[start DATASET RECORDS]
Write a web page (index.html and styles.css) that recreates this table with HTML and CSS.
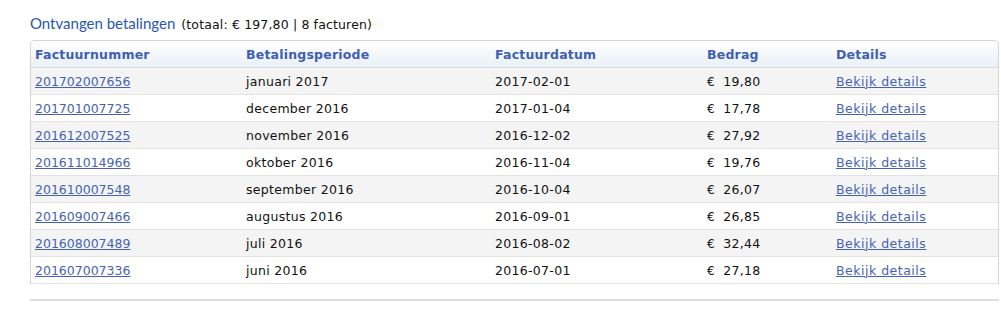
FILE: index.html
```html
<!DOCTYPE html>
<html lang="nl">
<head>
<meta charset="utf-8">
<title>Ontvangen betalingen</title>
<link rel="stylesheet" href="styles.css">
</head>
<body>
<div class="page">
  <h2 class="title"><span class="title-main">Ontvangen betalingen</span> <span class="title-sub">(totaal: € 197,80 | 8 facturen)</span></h2>
  <table class="invoices">
    <colgroup>
      <col class="c1"><col class="c2"><col class="c3"><col class="c4"><col class="c5">
    </colgroup>
    <thead>
      <tr><th>Factuurnummer</th><th>Betalingsperiode</th><th>Factuurdatum</th><th>Bedrag</th><th>Details</th></tr>
    </thead>
    <tbody>
      <tr><td><a class="num" href="#">201702007656</a></td><td>januari 2017</td><td>2017-02-01</td><td><span class="eur">€</span> 19,80</td><td><a href="#">Bekijk details</a></td></tr>
      <tr><td><a class="num" href="#">201701007725</a></td><td>december 2016</td><td>2017-01-04</td><td><span class="eur">€</span> 17,78</td><td><a href="#">Bekijk details</a></td></tr>
      <tr><td><a class="num" href="#">201612007525</a></td><td>november 2016</td><td>2016-12-02</td><td><span class="eur">€</span> 27,92</td><td><a href="#">Bekijk details</a></td></tr>
      <tr><td><a class="num" href="#">201611014966</a></td><td>oktober 2016</td><td>2016-11-04</td><td><span class="eur">€</span> 19,76</td><td><a href="#">Bekijk details</a></td></tr>
      <tr><td><a class="num" href="#">201610007548</a></td><td>september 2016</td><td>2016-10-04</td><td><span class="eur">€</span> 26,07</td><td><a href="#">Bekijk details</a></td></tr>
      <tr><td><a class="num" href="#">201609007466</a></td><td>augustus 2016</td><td>2016-09-01</td><td><span class="eur">€</span> 26,85</td><td><a href="#">Bekijk details</a></td></tr>
      <tr><td><a class="num" href="#">201608007489</a></td><td>juli 2016</td><td>2016-08-02</td><td><span class="eur">€</span> 32,44</td><td><a href="#">Bekijk details</a></td></tr>
      <tr><td><a class="num" href="#">201607007336</a></td><td>juni 2016</td><td>2016-07-01</td><td><span class="eur">€</span> 27,18</td><td><a href="#">Bekijk details</a></td></tr>
    </tbody>
  </table>
  <div class="divider"></div>
</div>
</body>
</html>
```
FILE: styles.css
```css
html, body {
  margin: 0;
  padding: 0;
  background: #ffffff;
}
.page {
  padding: 13px 2px 0 30px;
  font-family: "DejaVu Sans", Verdana, sans-serif;
  font-size: 12.5px;
  color: #111111;
}
.title {
  margin: 0 0 8px 0;
  font-weight: normal;
  line-height: 19px;
  height: 19px;
}
.title-main {
  font-family: Lato, "Open Sans", sans-serif;
  font-size: 15px;
  color: #2a57b0;
}
.title-sub {
  font-size: 12.5px;
  color: #111111;
  letter-spacing: 0.15px;
}
.invoices {
  width: 969px;
  border-collapse: separate;
  border-spacing: 0;
  table-layout: fixed;
  border: 1px solid #d4d4d4;
  border-bottom: none;
  border-radius: 5px 5px 0 0;
}
.c1 { width: 211px; }
.c2 { width: 249px; }
.c3 { width: 212px; }
.c4 { width: 129px; }
.c5 { width: auto; }
.invoices th {
  text-align: left;
  font-weight: bold;
  color: #3d5fb3;
  height: 26px;
  padding: 0 4px;
  letter-spacing: 0.2px;
  background: linear-gradient(#ffffff, #e9f0f8);
  border-bottom: 1px solid #dcdcdc;
}
.invoices th:first-child { border-top-left-radius: 5px; }
.invoices th:last-child { border-top-right-radius: 5px; }
.invoices td {
  height: 26px;
  padding: 0 4px;
  border-bottom: 1px solid #e2e2e2;
  white-space: nowrap;
  letter-spacing: 0.3px;
}
.invoices tbody tr:nth-child(odd) td { background: #f4f4f4; }
.invoices tbody tr:nth-child(even) td { background: #ffffff; }
.invoices a {
  color: #4663b3;
  text-decoration: underline;
  letter-spacing: 0.5px;
}
.invoices a.num {
  letter-spacing: 0;
}
.eur {
  font-size: 12px;
  margin-right: 4px;
}
.divider {
  margin-top: 15px;
  width: 969px;
  height: 0;
  border-top: 2px solid #dedede;
}
```
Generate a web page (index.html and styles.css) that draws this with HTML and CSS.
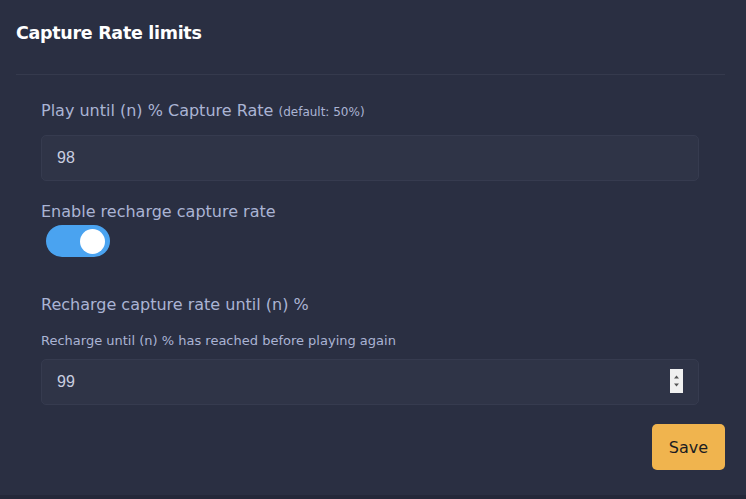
FILE: index.html
```html
<!DOCTYPE html>
<html>
<head>
<meta charset="utf-8">
<link rel="stylesheet" href="styles.css">
</head>
<body>
<div class="page">
  <div class="card">
    <h2 class="title">Capture Rate limits</h2>
    <div class="divider"></div>
    <div class="body">
      <div class="field">
        <label class="label">Play until (n) % Capture Rate <span class="small">(default: 50%)</span></label>
        <input class="input" type="number" value="98">
      </div>
      <div class="field toggle-field">
        <label class="label">Enable recharge capture rate</label>
        <div class="switch"><div class="knob"></div></div>
      </div>
      <div class="field recharge">
        <label class="label">Recharge capture rate until (n) %</label>
        <div class="help">Recharge until (n) % has reached before playing again</div>
        <div class="input-wrap">
          <input class="input" type="number" value="99">
          <div class="spinner">
            <svg width="13" height="24" viewBox="0 0 13 24"><path d="M4 9.5 L6.5 6.5 L9 9.5 Z" fill="#555"/><path d="M4 14.5 L6.5 17.5 L9 14.5 Z" fill="#555"/></svg>
          </div>
        </div>
      </div>
      <div class="actions">
        <button class="save">Save</button>
      </div>
    </div>
  </div>
  <div class="footer"></div>
</div>
</body>
</html>
```
FILE: styles.css
```css
* { box-sizing: border-box; }
html, body { margin: 0; padding: 0; }
body {
  background: #2a2f42;
  font-family: "DejaVu Sans", sans-serif;
  width: 746px;
  height: 499px;
  overflow: hidden;
}
.page {
  height: 499px;
  display: flex;
  flex-direction: column;
}
.card {
  flex: 1;
  padding: 0 21px 0 16px;
}
.title {
  margin: 0;
  padding-top: 21px;
  height: 74px;
  font-size: 17.5px;
  font-weight: 700;
  color: #ffffff;
  line-height: 24px;
  letter-spacing: -0.3px;
}
.divider {
  height: 1px;
  background: #353a4d;
}
.body {
  padding: 24px 26px 0 25px;
}
.field {
  display: flex;
  flex-direction: column;
}
.label {
  color: #aab4d4;
  font-size: 16px;
  line-height: 24px;
  margin-bottom: 11px;
}
.small {
  font-size: 12px;
}
.input-wrap {
  position: relative;
  display: flex;
  flex-direction: column;
}
.input {
  height: 46px;
  background: #2f3447;
  border: 1px solid #363b4f;
  border-radius: 5px;
  color: #c9cee0;
  font-family: "Liberation Sans", Arial, sans-serif;
  font-size: 16px;
  padding: 0 15px;
  outline: none;
}
.input::-webkit-inner-spin-button,
.input::-webkit-outer-spin-button {
  -webkit-appearance: none;
  margin: 0;
}
.spinner {
  position: absolute;
  right: 16px;
  top: 10px;
  width: 13px;
  height: 24px;
  background: #f0f0f0;
}
.spinner svg { display: block; }
.toggle-field {
  margin-top: 19px;
}
.toggle-field .label {
  margin-bottom: 1px;
}
.switch {
  margin-left: 5px;
  width: 64px;
  height: 32px;
  border-radius: 16px;
  background: #4aa3f0;
  display: flex;
  align-items: center;
  justify-content: flex-end;
  padding-right: 5px;
}
.knob {
  width: 25px;
  height: 25px;
  border-radius: 50%;
  background: #ffffff;
}
.recharge {
  margin-top: 36px;
}
.recharge .label {
  margin-bottom: 15px;
}
.help {
  color: #aab4d4;
  font-size: 13px;
  line-height: 18px;
  margin-bottom: 9px;
}
.actions {
  display: flex;
  justify-content: flex-end;
  margin-top: 19px;
  margin-right: -26px;
}
.save {
  width: 73px;
  height: 46px;
  background: #f0b44e;
  border: none;
  border-radius: 5px;
  color: #1a1c22;
  font-family: "DejaVu Sans", sans-serif;
  font-size: 16px;
}
.footer {
  height: 4px;
  background: #242839;
}
```
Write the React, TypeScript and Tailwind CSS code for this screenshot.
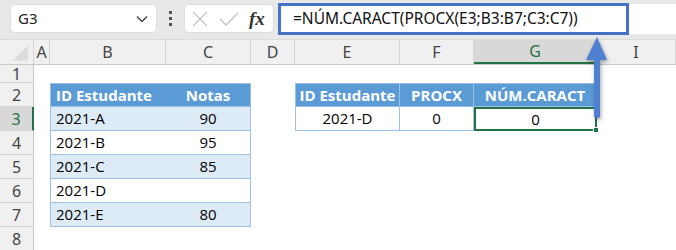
import React from "react";

const cols = [
  { k: "", w: 34 },
  { k: "A", w: 16 },
  { k: "B", w: 116 },
  { k: "C", w: 85 },
  { k: "D", w: 44 },
  { k: "E", w: 105 },
  { k: "F", w: 74 },
  { k: "G", w: 123 },
  { k: "I", w: 79 },
];

const rowH = [18, 24, 24, 24, 24, 24, 24, 24];

type Cell = { t?: string; cls?: string };

function cellFor(r: number, c: string): Cell {
  const hdr = "bg-[#5b9bd5] text-white font-bold border-t border-b border-[#9bc2e6]";
  const t1 = ["", "", ["2021-A", "90"], ["2021-B", "95"], ["2021-C", "85"], ["2021-D", ""], ["2021-E", "80"]];
  if (r === 2 && c === "B") return { t: "ID Estudante", cls: hdr + " border-l justify-start pl-[5px]" };
  if (r === 2 && c === "C") return { t: "Notas", cls: hdr + " border-r justify-center" };
  if (r >= 3 && r <= 7 && (c === "B" || c === "C")) {
    const fill = r % 2 === 1 ? "bg-[#ddebf7]" : "bg-white";
    const [a, b] = t1[r - 1] as string[];
    if (c === "B") return { t: a, cls: `${fill} border-l border-b border-[#9bc2e6] justify-start pl-[5px] text-black` };
    return { t: b, cls: `${fill} border-r border-b border-[#9bc2e6] justify-center text-black` };
  }
  if (r === 2 && c === "E") return { t: "ID Estudante", cls: hdr + " border-l border-r justify-center" };
  if (r === 2 && c === "F") return { t: "PROCX", cls: hdr + " border-r justify-center" };
  if (r === 2 && c === "G") return { t: "NÚM.CARACT", cls: hdr + " border-r justify-center" };
  if (r === 3 && c === "E") return { t: "2021-D", cls: "border-l border-r border-b border-[#9bc2e6] justify-center text-black" };
  if (r === 3 && c === "F") return { t: "0", cls: "border-r border-b border-[#9bc2e6] justify-center text-black" };
  if (r === 3 && c === "G") return { t: "0", cls: "relative border-2 border-[#217346] justify-center text-black" };
  return { cls: "" };
}

export default function App() {
  return (
    <div className="relative w-[676px] h-[250px] overflow-hidden bg-white font-['Open_Sans','Noto_Sans',sans-serif]">
      {/* toolbar */}
      <div className="h-[40px] bg-[#e8e8e8] flex items-start pt-[4px] pl-[10px] border-b border-[#dcdcdc]">
        <div className="w-[147px] h-[29px] bg-white rounded-[5px] border border-[#dddddd] flex items-center justify-between pl-[7px] pr-[8px]">
          <span className="text-[15px] text-[#222] font-['Noto_Sans',sans-serif]">G3</span>
          <svg width="12" height="8" viewBox="0 0 12 8">
            <path d="M1 1.5 L6 6.5 L11 1.5" stroke="#444" strokeWidth="1.4" fill="none" />
          </svg>
        </div>
        <div className="w-[27px] h-[29px] flex flex-col items-center justify-center gap-[3px]">
          <div className="w-[3px] h-[3px] bg-[#555]" />
          <div className="w-[3px] h-[3px] bg-[#555]" />
          <div className="w-[3px] h-[3px] bg-[#555]" />
        </div>
        <div className="w-[90px] h-[29px] bg-white rounded-[5px] border border-[#dddddd] flex items-center pl-[6px] gap-[9px]">
          <svg width="18" height="18" viewBox="0 0 18 18">
            <path d="M2 2 L16 16 M16 2 L2 16" stroke="#c2c2c2" strokeWidth="1.3" />
          </svg>
          <svg width="22" height="18" viewBox="0 0 22 18">
            <path d="M2 9 L8 15 L20 3" stroke="#c2c2c2" strokeWidth="1.3" fill="none" />
          </svg>
          <span className="text-[19px] italic font-bold text-[#333] leading-none font-['Liberation_Serif',serif]">
            fx
          </span>
        </div>
        <div className="ml-[4px] flex-1 h-[30px] bg-white flex items-center">
          <div className="w-[351px] h-[32px] -mt-[1px] border-[3px] border-[#4472c4] flex items-center pl-[12px]">
            <span className="text-[15.5px] text-[#111] font-['Noto_Sans',sans-serif]">
              =NÚM.CARACT(PROCX(E3;B3:B7;C3:C7))
            </span>
          </div>
        </div>
      </div>

      {/* column headers */}
      <div className="flex h-[25px] bg-[#f0f0f0] border-b border-[#c8c8c8] font-['Noto_Sans',sans-serif]">
        {cols.map((c, i) => (
          <div
            key={i}
            style={{ width: c.w }}
            className={
              "shrink-0 flex items-center justify-center text-[16px] text-[#444] border-r border-[#d4d4d4] " +
              (c.k === "G" ? "bg-[#d8d8d8] border-b-2 border-b-[#217346] text-[#217346]" : "")
            }
          >
            {i === 0 ? (
              <svg width="34" height="25" viewBox="0 0 34 25">
                <path d="M29 5 L29 21 L13 21 Z" fill="#dcdcdc" />
              </svg>
            ) : (
              <span>{c.k}</span>
            )}
          </div>
        ))}
      </div>

      {/* rows */}
      {rowH.map((h, ri) => {
        const r = ri + 1;
        return (
          <div key={r} className="flex" style={{ height: h }}>
            {cols.map((c, ci) => {
              if (ci === 0) {
                return (
                  <div
                    key={ci}
                    style={{ width: c.w }}
                    className={
                      "shrink-0 flex items-center justify-center text-[16px] border-b border-[#d4d4d4] font-['Noto_Sans',sans-serif] " +
                      (r === 3
                        ? "bg-[#d8d8d8] text-[#217346] border-r-2 border-r-[#217346]"
                        : "bg-[#f0f0f0] text-[#444] border-r border-r-[#c8c8c8]")
                    }
                  >
                    <span>{r}</span>
                  </div>
                );
              }
              const cell = cellFor(r, c.k);
              return (
                <div
                  key={ci}
                  style={{ width: c.w }}
                  className={"shrink-0 flex items-center text-[15px] leading-none " + cell.cls}
                >
                  {cell.t}
                  {r === 3 && c.k === "G" && (
                    <div className="absolute -right-[4px] -bottom-[4px] w-[6px] h-[6px] bg-[#217346] border border-white" />
                  )}
                </div>
              );
            })}
          </div>
        );
      })}

      {/* arrow annotation */}
      <svg
        className="absolute left-[580px] top-[34px] drop-shadow-[1px_2px_2px_rgba(0,0,0,0.35)]"
        width="36"
        height="90"
        viewBox="0 0 36 90"
      >
        <path d="M17 3 L27 26 L20 26 L20 82 Q20 84 18 84 L16 84 Q14 84 14 82 L14 26 L6 26 Z" fill="#4f7fd0" />
      </svg>
    </div>
  );
}
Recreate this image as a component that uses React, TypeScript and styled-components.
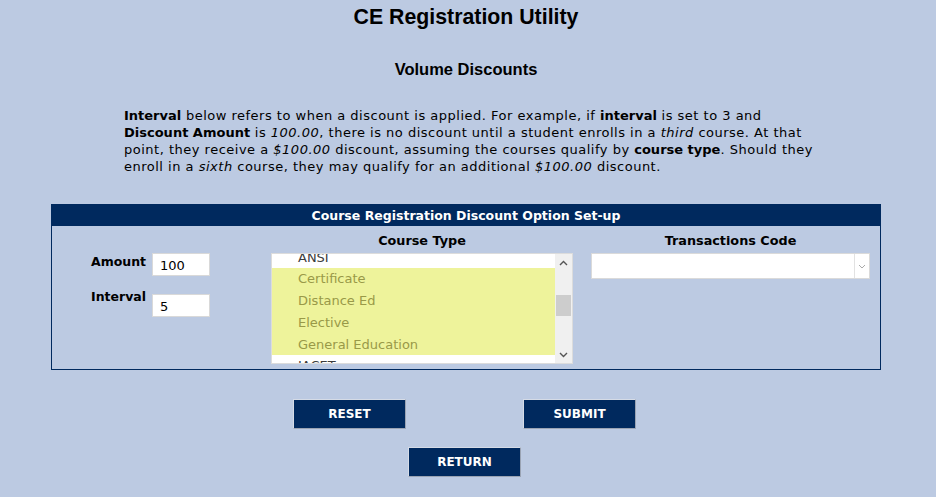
import React from 'react'
import styled, { createGlobalStyle } from 'styled-components'

const navy = '#00295e'
const pageBg = '#bccae2'
const bodyFont = `"DejaVu Sans", Verdana, sans-serif`
const headFont = `Arial, "Liberation Sans", sans-serif`

const GlobalStyle = createGlobalStyle`
  html, body {
    margin: 0;
    padding: 0;
    background: ${pageBg};
  }
  body {
    font-family: ${bodyFont};
    font-size: 12.5px;
    color: #000;
  }
`

const courseTypes = [
  { name: 'ANSI', selected: false },
  { name: 'Certificate', selected: true },
  { name: 'Distance Ed', selected: true },
  { name: 'Elective', selected: true },
  { name: 'General Education', selected: true },
  { name: 'IACET', selected: false },
]

export default function App() {
  return (
    <>
      <GlobalStyle />
      <Page>
        <Title>CE Registration Utility</Title>
        <Subtitle>Volume Discounts</Subtitle>
        <Intro>
          <b>Interval</b> below refers to when a discount is applied. For example, if{' '}
          <b>interval</b> is set to 3 and <b>Discount Amount</b> is <i>100.00</i>, there is
          no discount until a student enrolls in a <i>third</i> course. At that point, they
          receive a <i>$100.00</i> discount, assuming the courses qualify by{' '}
          <b>course type</b>. Should they enroll in a <i>sixth</i> course, they may qualify
          for an additional <i>$100.00</i> discount.
        </Intro>

        <Panel>
          <PanelHeader>Course Registration Discount Option Set-up</PanelHeader>
          <PanelBody>
            <span />
            <ColumnHead>Course Type</ColumnHead>
            <ColumnHead>Transactions Code</ColumnHead>

            <Fields>
              <FieldLabel>Amount</FieldLabel>
              <TextBox defaultValue="100" />
              <FieldLabel>Interval</FieldLabel>
              <TextBox defaultValue="5" $offset={6} />
            </Fields>

            <ListBox>
              <ListItems>
                {courseTypes.map((c) => (
                  <ListItem key={c.name} $selected={c.selected}>
                    {c.name}
                  </ListItem>
                ))}
              </ListItems>
              <ScrollTrack>
                <ScrollArrow>
                  <svg width="9" height="6" viewBox="0 0 9 6">
                    <path d="M1 5 L4.5 1.5 L8 5" fill="none" stroke="#555" strokeWidth="1.4" />
                  </svg>
                </ScrollArrow>
                <ThumbArea>
                  <Thumb />
                </ThumbArea>
                <ScrollArrow>
                  <svg width="9" height="6" viewBox="0 0 9 6">
                    <path d="M1 1 L4.5 4.5 L8 1" fill="none" stroke="#555" strokeWidth="1.4" />
                  </svg>
                </ScrollArrow>
              </ScrollTrack>
            </ListBox>

            <SelectBox>
              <SelectValue />
              <SelectArrow>
                <svg width="8" height="5" viewBox="0 0 8 5">
                  <path d="M1 1 L4 4 L7 1" fill="none" stroke="#aaa" strokeWidth="1" />
                </svg>
              </SelectArrow>
            </SelectBox>
          </PanelBody>
        </Panel>

        <ButtonRow $gap={117} $top={29}>
          <NavButton>RESET</NavButton>
          <NavButton>SUBMIT</NavButton>
        </ButtonRow>
        <ButtonRow $gap={0} $top={18}>
          <NavButton>RETURN</NavButton>
        </ButtonRow>
      </Page>
    </>
  )
}

const Page = styled.div`
  display: flex;
  flex-direction: column;
  align-items: center;
  padding: 5px 4px 20px 0;
`

const Title = styled.h1`
  margin: 0;
  font-family: ${headFont};
  font-size: 21.3px;
  line-height: 24px;
  font-weight: bold;
`

const Subtitle = styled.h2`
  margin: 31px 0 0;
  font-family: ${headFont};
  font-size: 16.5px;
  line-height: 18px;
  font-weight: bold;
`

const Intro = styled.p`
  margin: 29px 0 0;
  width: 690px;
  padding-left: 6px;
  font-size: 13px;
  line-height: 17px;
  letter-spacing: 0.5px;

  b {
    letter-spacing: 0;
  }
`

const Panel = styled.div`
  margin-top: 29px;
  width: 828px;
  border: 1px solid ${navy};
`

const PanelHeader = styled.div`
  background: ${navy};
  color: #fff;
  font-weight: bold;
  font-size: 12.5px;
  line-height: 21px;
  text-align: center;
`

const PanelBody = styled.div`
  display: grid;
  grid-template-columns: 201px 302px 279px;
  column-gap: 18px;
  row-gap: 4px;
  padding: 7px 10px 5px 0;
`

const ColumnHead = styled.div`
  font-weight: bold;
  font-size: 12.8px;
  line-height: 16px;
  text-align: center;
`

const Fields = styled.div`
  display: grid;
  grid-template-columns: 61px 58px;
  row-gap: 12px;
  align-items: start;
  padding-left: 39px;
  align-content: start;
`

const FieldLabel = styled.label`
  font-weight: bold;
  font-size: 12.5px;
  line-height: 16px;
  padding-top: 1px;
`

const TextBox = styled.input<{ $offset?: number }>`
  box-sizing: border-box;
  width: 58px;
  height: 23px;
  margin: ${({ $offset }) => $offset ?? 0}px 0 0;
  padding: 1px 7px 0;
  border: 1px solid #d9d9d9;
  background: #fff;
  font-family: ${bodyFont};
  font-size: 13px;
  color: #000;
  outline: none;
`

const ListBox = styled.div`
  box-sizing: border-box;
  height: 111px;
  border: 1px solid #dcdcdc;
  background: #fff;
  display: flex;
  overflow: hidden;
`

const ListItems = styled.ul`
  flex: 1;
  list-style: none;
  margin: -7.5px 0 0;
  padding: 0;
`

const ListItem = styled.li<{ $selected: boolean }>`
  height: 21.75px;
  line-height: 21.75px;
  padding-left: 26px;
  font-size: 13px;
  background: ${({ $selected }) => ($selected ? '#eef39b' : '#fff')};
  color: ${({ $selected }) => ($selected ? '#999948' : '#3c3c3c')};
`

const ScrollTrack = styled.div`
  width: 17px;
  background: #f0f0f0;
  display: flex;
  flex-direction: column;
`

const ScrollArrow = styled.div`
  height: 17px;
  display: flex;
  align-items: center;
  justify-content: center;
`

const ThumbArea = styled.div`
  flex: 1;
  padding-top: 24px;
  display: flex;
  justify-content: center;
`

const Thumb = styled.div`
  width: 15px;
  height: 21px;
  background: #cdcdcd;
`

const SelectBox = styled.div`
  box-sizing: border-box;
  height: 26px;
  border: 1px solid #dadada;
  background: #fff;
  display: flex;
`

const SelectValue = styled.div`
  flex: 1;
`

const SelectArrow = styled.div`
  width: 14px;
  border-left: 1px solid #e2e2e2;
  display: flex;
  align-items: center;
  justify-content: center;
`

const ButtonRow = styled.div<{ $gap: number; $top: number }>`
  display: flex;
  gap: ${({ $gap }) => $gap}px;
  margin-top: ${({ $top }) => $top}px;
  margin-right: 3px;
`

const NavButton = styled.button`
  box-sizing: border-box;
  width: 113px;
  height: 30px;
  background: ${navy};
  color: #fff;
  border: 1px solid #d5dbe6;
  border-right-color: #9aa3b3;
  border-bottom-color: #9aa3b3;
  font-family: ${bodyFont};
  font-weight: bold;
  font-size: 12px;
  cursor: pointer;
`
[end DATASET RECORDS]
TASK PROMPT:
Only the lines starting at the line with "Write the React, TypeScript" and ending at the line with "string; cls?: string" should be printed again, exactly and with both ends kept; omit the pictures.

FINAL RESULT:
Write the React, TypeScript and Tailwind CSS code for this screenshot.
import React from "react";

const cols = [
  { k: "", w: 34 },
  { k: "A", w: 16 },
  { k: "B", w: 116 },
  { k: "C", w: 85 },
  { k: "D", w: 44 },
  { k: "E", w: 105 },
  { k: "F", w: 74 },
  { k: "G", w: 123 },
  { k: "I", w: 79 },
];

const rowH = [18, 24, 24, 24, 24, 24, 24, 24];

type Cell = { t?: string; cls?: string };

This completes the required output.